Histórias antigas, e sublimes pela sua “emoção estética”, que influenciaram, e assim continuará a ser, um indefinido número de artistas de que destaco, por me ser muito caro, o poeta da diáspora grega de Alexandria, Konstantinos Kaváfis (1863-1933), que no seu poema Ítaca, “conhecendo o conhecido, o transforma e varia”, pluralizando o seu significado: “Quando saíres a caminho da ida para Ítaca,/ faz votos para que seja longo o caminho,/ cheio de aventuras, cheio de conhecimentos”. A este propósito, é-me impossível deixar de referir a editora Ítaca que na primeira página dos seus livros guarda, tal mensagem de boas-vindas à leitura, os belos versos que acabei de transcrever, juntando-se ainda a esse facto o prazer que nos dá de ler um texto não submetido à vilania da imposição do novo acordo ortográfico de 1990.

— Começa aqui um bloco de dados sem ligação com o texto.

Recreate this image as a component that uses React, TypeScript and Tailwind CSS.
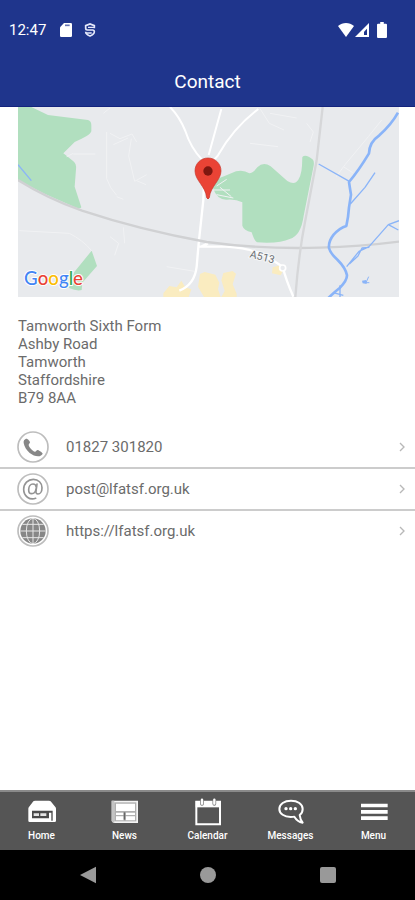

A leitura como Ítaca, lugar suave à nossa disposição e longa viagem em que nos demoramos, por muitos e muitos anos, envolvendo-nos, sem pressas, em aventuras várias, contadas por alguém que propiciando respostas a perguntas e preocupações nos enriquece e transforma, abrindo-nos simultaneamente portas a encontros de amizade que perduram ao longo da vida.


[1] Poema épico de Quinto Énio ,Anais, VII, in Maria Helena da Rocha Pereira, Estudos de História da Cultura Clássica”, II Volume – Cultura Romana. Lisboa, Fundação Calouste Gulbenkian, 2009, pág. 68.

[2] In Os Lusíadas, Canto IV, estrofe 44.